Here, please forgive a lengthy quote from Kathleen Fitzpatrick’s book Generous Thinking, where she says: “All those analytics lead us back to the cycle we’re currently trapped in: competition, austerity, increasing privatization, and a growing divide between the university and the public it is meant to serve. Breaking that cycle and establishing a new mode of both thinking and structuring the role of the university in contemporary culture requires nothing short of a paradigm shift.” She goes on to add: “What I am arguing for is thus not a disruption but a revolution in our thinking, one specifically focused on demanding the good that higher education can create.”
I believe open scholarship policies can and should have bringing about that change in thinking as their primary aim.
Okay, with my time almost up, or possibly already over, allow me to close by bringing it back to the incentives and motivations that I started with. Perhaps I am too naïve or optimistic, but I fundamentally believe that the people who go into this line of work—myself included—are already on board with the notion of serving the public good. Policies and incentives might encourage us to share our work more broadly and can help nudge us along to specific practices, but they will never be our guiding force.
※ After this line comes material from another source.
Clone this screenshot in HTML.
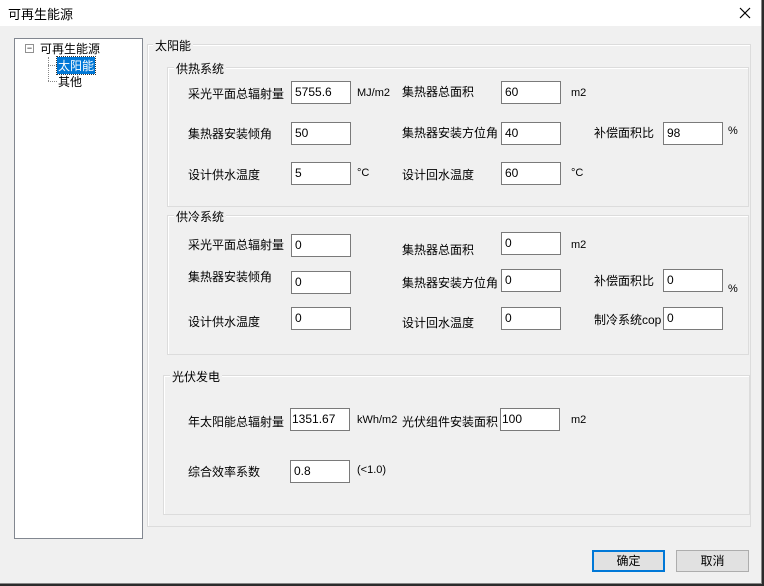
<!DOCTYPE html><html><head><meta charset="utf-8"><style>
body{margin:0;width:764px;height:586px;background:#2b2b2b;position:relative;overflow:hidden;font-family:"Liberation Sans","Noto Sans CJK SC",sans-serif;font-size:12px;color:#000}
.win{position:absolute;left:0;top:0;width:761px;height:583px;background:#f0f0f0;border-right:1px solid #888;border-bottom:1px solid #888}
.title{position:absolute;left:0;top:0;width:761px;height:26px;background:#fff}
.a{position:absolute;white-space:nowrap}
.box{position:absolute;border:1px solid #dcdcdc;box-shadow:inset 1px 1px 0 #fff}
.lg{position:absolute;background:#f0f0f0;padding:0 2px;font-size:12px}
.in{position:absolute;background:#fff;border:1px solid #7a7a7a;font-size:12px;line-height:20px;padding-left:3px;box-sizing:border-box;width:60px;height:23px}
.btn{position:absolute;width:73px;height:22px;background:#e1e1e1;border:1px solid #adadad;text-align:center;line-height:21px;box-sizing:border-box}
</style></head><body><div class="win">
<div class="title"><span class="a" style="left:8px;top:4px;font-size:13px">可再生能源</span><svg class="a" style="left:739px;top:7px" width="12" height="12"><path d="M1 1L11 11M11 1L1 11" stroke="#000" stroke-width="1.2"/></svg></div>
<div class="a" style="left:14px;top:38px;width:127px;height:499px;background:#fff;border:1px solid #828790"></div>
<div class="a" style="left:25px;top:44px;width:7px;height:7px;border:1px solid #919191;background:#fff;font-size:9px;line-height:6px;text-align:center">−</div>
<span class="a" style="left:40px;top:40px">可再生能源</span>
<div class="a" style="left:48px;top:57px;width:0;height:24px;border-left:1px dotted #888"></div>
<div class="a" style="left:48px;top:65px;width:9px;border-top:1px dotted #888"></div>
<div class="a" style="left:48px;top:81px;width:9px;border-top:1px dotted #888"></div>
<span class="a" style="left:57px;top:57px;background:#0078d7;color:#fff;padding:0 1px;outline:1px dotted #333">太阳能</span>
<span class="a" style="left:58px;top:73px">其他</span>

<div class="box" style="left:147px;top:44px;width:602px;height:481px"></div>
<span class="lg" style="left:153px;top:37px">太阳能</span>

<div class="box" style="left:167px;top:67px;width:580px;height:138px"></div>
<span class="lg" style="left:174px;top:60px">供热系统</span>
<span class="a" style="left:188px;top:85px">采光平面总辐射量</span><div class="in" style="left:291px;top:81px">5755.6</div><span class="a" style="left:357px;top:87px;font-size:11px">MJ/m2</span>
<span class="a" style="left:402px;top:83px">集热器总面积</span><div class="in" style="left:501px;top:81px">60</div><span class="a" style="left:571px;top:87px;font-size:11px">m2</span>
<span class="a" style="left:188px;top:125px">集热器安装倾角</span><div class="in" style="left:291px;top:122px">50</div>
<span class="a" style="left:402px;top:124px">集热器安装方位角</span><div class="in" style="left:501px;top:122px">40</div>
<span class="a" style="left:594px;top:124px">补偿面积比</span><div class="in" style="left:663px;top:122px">98</div><span class="a" style="left:728px;top:125px;font-size:11px">%</span>
<span class="a" style="left:188px;top:166px">设计供水温度</span><div class="in" style="left:291px;top:162px">5</div><span class="a" style="left:357px;top:167px;font-size:11px">°C</span>
<span class="a" style="left:402px;top:166px">设计回水温度</span><div class="in" style="left:501px;top:162px">60</div><span class="a" style="left:571px;top:167px;font-size:11px">°C</span>

<div class="box" style="left:167px;top:215px;width:580px;height:138px"></div>
<span class="lg" style="left:174px;top:208px">供冷系统</span>
<span class="a" style="left:188px;top:236px">采光平面总辐射量</span><div class="in" style="left:291px;top:234px">0</div>
<span class="a" style="left:402px;top:241px">集热器总面积</span><div class="in" style="left:501px;top:232px">0</div><span class="a" style="left:571px;top:239px;font-size:11px">m2</span>
<span class="a" style="left:188px;top:268px">集热器安装倾角</span><div class="in" style="left:291px;top:271px">0</div>
<span class="a" style="left:402px;top:274px">集热器安装方位角</span><div class="in" style="left:501px;top:269px">0</div>
<span class="a" style="left:594px;top:272px">补偿面积比</span><div class="in" style="left:663px;top:269px">0</div><span class="a" style="left:728px;top:283px;font-size:11px">%</span>
<span class="a" style="left:188px;top:313px">设计供水温度</span><div class="in" style="left:291px;top:307px">0</div>
<span class="a" style="left:402px;top:314px">设计回水温度</span><div class="in" style="left:501px;top:307px">0</div>
<span class="a" style="left:594px;top:311px">制冷系统cop</span><div class="in" style="left:663px;top:307px">0</div>

<div class="box" style="left:163px;top:375px;width:585px;height:138px"></div>
<span class="lg" style="left:170px;top:368px">光伏发电</span>
<span class="a" style="left:188px;top:413px">年太阳能总辐射量</span><div class="in" style="left:290px;top:408px;padding-left:1px">1351.67</div><span class="a" style="left:357px;top:414px;font-size:11px">kWh/m2</span>
<span class="a" style="left:402px;top:413px">光伏组件安装面积</span><div class="in" style="left:500px;top:408px;padding-left:1px">100</div><span class="a" style="left:571px;top:414px;font-size:11px">m2</span>
<span class="a" style="left:188px;top:463px">综合效率系数</span><div class="in" style="left:290px;top:460px">0.8</div><span class="a" style="left:357px;top:464px;font-size:11px">(&lt;1.0)</span>

<div class="btn" style="left:592px;top:550px;border:2px solid #0078d7;line-height:19px">确定</div>
<div class="btn" style="left:676px;top:550px">取消</div>
</div></body></html>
That is, I don’t think we should be worried about incentivizing scholars to want to serve society. But we do need to make policies that transform the role of the university so that serving the public good is first and foremost on the minds of faculty, and serves as a compass guiding how they work.
This change is not just one that universities need to make. It also requires that the infrastructures, organizations, and societies around our universities shift their priorities and expectations of the role of scholarship.
As we think about what open scholarship policies we want, we need to do far more than support the targets laid out in the SDGs. We need to craft policies that put the university and scholarship in direct service to society again. Doing so will directly address all of the SDG goals.
Are you ready to take up the challenge?